One of the odd notions I got into my head the past 5 months is wanting to be with younger guys instead of older. I'm not sure where I got this from, but my therapist mentioned that I may be going after the wrong demographic, especially if I need stability,maturity, intellectual stimulation. Part of what is feeding into this is most likely my homophobia of 'old queens'... anybody over 40 being an effeminate overweight man with a raspy voice and a bitter attitude toward life. Fuck. It sounds funny, but these preconceived notions really do prevent me from increasing the upper limit of my age range when seeking online dates. Perhaps this is a problem.

So, I took a few chances and emailed some guys who seem somewhat attractive, and are actually older than me. Imagine that. Why I put these boundaries on myself is beyond me, but I guess I'm still just learning to deal with my fears, fantasies, and realities. 

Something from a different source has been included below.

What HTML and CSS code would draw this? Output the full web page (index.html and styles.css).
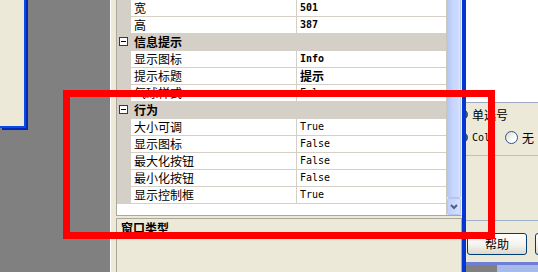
FILE: index.html
```html
<!DOCTYPE html>
<html>
<head>
<meta charset="utf-8">
<link rel="stylesheet" href="styles.css">
</head>
<body>
<div class="desk">
  <div class="left"><div class="win"></div></div>
  <div class="panel">
    <div class="grid">
      <div class="rows">
        <div class="row"><div class="m"></div><div class="k">宽</div><div class="v b">501</div></div>
        <div class="row"><div class="m"></div><div class="k">高</div><div class="v b">387</div></div>
        <div class="row cat"><div class="m"><div class="tog"></div></div><div class="ct">信息提示</div></div>
        <div class="row"><div class="m"></div><div class="k">显示图标</div><div class="v b">Info</div></div>
        <div class="row"><div class="m"></div><div class="k">提示标题</div><div class="v b cj">提示</div></div>
        <div class="row"><div class="m"></div><div class="k">气球样式</div><div class="v">False</div></div>
        <div class="row cat"><div class="m"><div class="tog"></div></div><div class="ct">行为</div></div>
        <div class="row"><div class="m"></div><div class="k">大小可调</div><div class="v">True</div></div>
        <div class="row"><div class="m"></div><div class="k">显示图标</div><div class="v">False</div></div>
        <div class="row"><div class="m"></div><div class="k">最大化按钮</div><div class="v">False</div></div>
        <div class="row"><div class="m"></div><div class="k">最小化按钮</div><div class="v">False</div></div>
        <div class="row"><div class="m"></div><div class="k">显示控制框</div><div class="v">True</div></div>
        <div class="fill"></div>
      </div>
      <div class="vs">
        <div class="thumb"></div>
        <div class="down"><svg width="12" height="15" viewBox="0 0 12 15"><path d="M3 6 L6 9 L9 6" stroke="#4D6185" stroke-width="2" fill="none"/></svg></div>
      </div>
    </div>
    <div class="desc">窗口类型</div>
  </div>
  <div class="edge"></div>
  <div class="right">
    <div class="r-top"></div>
    <div class="opts">
      <div class="opt"><span class="rdot"></span><span class="lbl">单选号</span></div>
      <div class="opt"><span class="rdot"></span><span class="lbl col">Col</span><span class="radio"></span><span class="lbl2">无</span></div>
    </div>
    <div class="mid"></div>
    <div class="btns"><div class="btn">帮助</div><div class="btn"></div></div>
    <div class="task"><div class="t-gray"></div><div class="t-blue"></div></div>
  </div>
</div>
<div class="redbox"></div>
</body>
</html>
```
FILE: styles.css
```css
html, body {
  margin: 0;
  padding: 0;
}
body {
  background: #808080;
  width: 538px;
  height: 272px;
  overflow: hidden;
  position: relative;
  font-family: "Noto Sans CJK SC", sans-serif;
  font-size: 12px;
  color: #000;
}
.desk {
  display: flex;
  height: 272px;
}
.left {
  width: 110px;
  flex: none;
}
.win {
  width: 24px;
  height: 130px;
  margin-top: -4px;
  background: #ECE9D8;
  border-right: 2px solid #0A4BE4;
  border-bottom: 2px solid #0A4BE4;
  box-shadow: 2px 2px 0 #0029B8;
}
.panel {
  width: 346px;
  flex: none;
  background: #ECE9D8;
  border-left: 1px solid #fff;
  padding-left: 5px;
  display: flex;
  flex-direction: column;
}
.grid {
  margin-top: -1px;
  height: 215px;
  border: 1px solid #ACA899;
  border-right-color: #F4F3EE;
  background: #fff;
  display: flex;
  flex: none;
}
.rows {
  width: 329px;
  flex: none;
  border-right: 1px solid #C9C7BE;
  display: flex;
  flex-direction: column;
}
.row {
  display: flex;
  height: 16px;
  line-height: 16px;
  border-bottom: 1px solid #D4D0C8;
  flex: none;
}
.m {
  width: 14px;
  flex: none;
  background: #D4D0C8;
}
.k {
  width: 162px;
  flex: none;
  padding-left: 3px;
  border-right: 1px solid #D4D0C8;
  white-space: nowrap;
  overflow: hidden;
}
.v {
  flex: 1;
  padding-left: 3px;
  font-family: "DejaVu Sans Mono", monospace;
  font-size: 10px;
  white-space: nowrap;
}
.v.b {
  font-weight: bold;
}
.v.cj {
  font-family: "Noto Sans CJK SC", sans-serif;
  font-size: 12px;
}
.cat {
  background: #D4D0C8;
}
.ct {
  padding-left: 3px;
  font-weight: bold;
}
.tog {
  width: 7px;
  height: 7px;
  margin: 3px 0 0 2px;
  border: 1px solid #3A3A3A;
  background: #fff;
  display: flex;
  align-items: center;
  justify-content: center;
}
.tog::after {
  content: "";
  width: 5px;
  height: 1px;
  background: #000;
}
.fill {
  flex: 1;
}
.vs {
  width: 14px;
  flex: none;
  display: flex;
  flex-direction: column;
  background: #EEF2FD;
}
.thumb {
  flex: 1;
  border: 1px solid #B4C6F2;
  border-top: none;
  border-radius: 0 0 2px 2px;
  background: linear-gradient(90deg, #B6C8F5, #C8D7FD 45%, #CBD9FD 80%, #DCE5FD);
}
.down {
  height: 15px;
  flex: none;
  border: 1px solid #B4C6F2;
  border-radius: 2px;
  background: linear-gradient(90deg, #C0D0FA, #CCDAFD 60%, #D8E2FD);
  display: flex;
  justify-content: center;
}
.down svg {
  display: block;
}
.desc {
  margin-top: 2px;
  flex: 1;
  border: 1px solid #ACA899;
  border-bottom: none;
  padding: 2px 4px;
  font-weight: bold;
  line-height: 13px;
}
.edge {
  width: 4px;
  flex: none;
  background: #0636D0;
}
.right {
  width: 72px;
  flex: none;
  background: #ECE9D8;
  display: flex;
  flex-direction: column;
  overflow: hidden;
}
.r-top {
  height: 102px;
  flex: none;
  background: #fff;
  border-bottom: 1px solid #A0A8C0;
}
.opts {
  height: 52px;
  flex: none;
  border-bottom: 1px solid #B4BFD9;
}
.opt {
  height: 23px;
  display: flex;
  align-items: center;
}
.rdot {
  width: 9px;
  height: 9px;
  flex: none;
  margin-left: -9px;
  border: 1px solid #2B4F7D;
  border-radius: 50%;
  background: #3A5A80;
}
.lbl {
  margin-left: 4px;
  white-space: nowrap;
}
.col {
  width: 33px;
  flex: none;
  font-family: "DejaVu Sans Mono", monospace;
  font-size: 10px;
}
.radio {
  width: 11px;
  height: 11px;
  flex: none;
  border: 1px solid #2F557F;
  border-radius: 50%;
  background: linear-gradient(135deg, #DCD9CD, #fff 70%);
}
.lbl2 {
  margin-left: 4px;
}
.mid {
  height: 64px;
  flex: none;
  border-bottom: 1px solid #9DB0CC;
}
.btns {
  padding-top: 12px;
  display: flex;
  gap: 7px;
  flex: none;
}
.btn {
  width: 58px;
  height: 20px;
  flex: none;
  margin-left: 1px;
  border: 1px solid #003C74;
  border-radius: 3px;
  background: linear-gradient(#FFFFFF, #F4F3EE 55%, #DCD8CC);
  display: flex;
  align-items: center;
  justify-content: center;
  line-height: 14px;
  white-space: nowrap;
}
.task {
  margin-top: auto;
  height: 7px;
  border-top: 3px solid #6F7FD6;
  display: flex;
  flex: none;
}
.t-gray {
  width: 31px;
  background: #808080;
}
.t-blue {
  flex: 1;
  background: #A6BAEC;
}
.redbox {
  position: absolute;
  left: 63px;
  top: 90px;
  width: 432px;
  height: 149px;
  border: 7px solid #FF0000;
  box-sizing: border-box;
}
```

Cheers to new adventures.... and also, cheers to letting go of previous 'potential' adventures which are not coming to fruition. I should not try to push those.. I should let go, and move on to new horizons, as to not grow stagnant.... 

The Man on the Plane

i don't know whether to be relieved or depressed when I meet a man to whom I am very physically attracted.  one the one hand, i am relieved because it demonstrates again that I am gay.  on the other hand, it depresses me because it reminds me how I am gay. It's a strange to have these feelings juxtposed together. I sat next to a man on the plane for 3 hours, and for lack of a better phrase, i wanted him. a young military guy who was built, friendly, and conversational. holy crap. it drove me nuts. It made me wonder how I would feel if I were in this situation 4 years ago while in the closet.Would closeted guys react, at least 'internally', in the same way to a guy, compared to a man who was fully out? Part of me thinks that being liberated from the closet can be exciting, because it allows me to have these feelings toward a man and not feel ashamed or disgusted.  I most likely while in the closet would have still been attracted to him, but would have been stressed out about it instead of relieved or excited.  So, I guess I'm glad I'm starting to feel more 'out', but it still doesn't make it any easier. Not sure if this ever will be easy. I just hope I can eventually find a partner with whom to share these feelings of uneasiness, love, and uncertainty, so I can at least feel more safe and hopeful.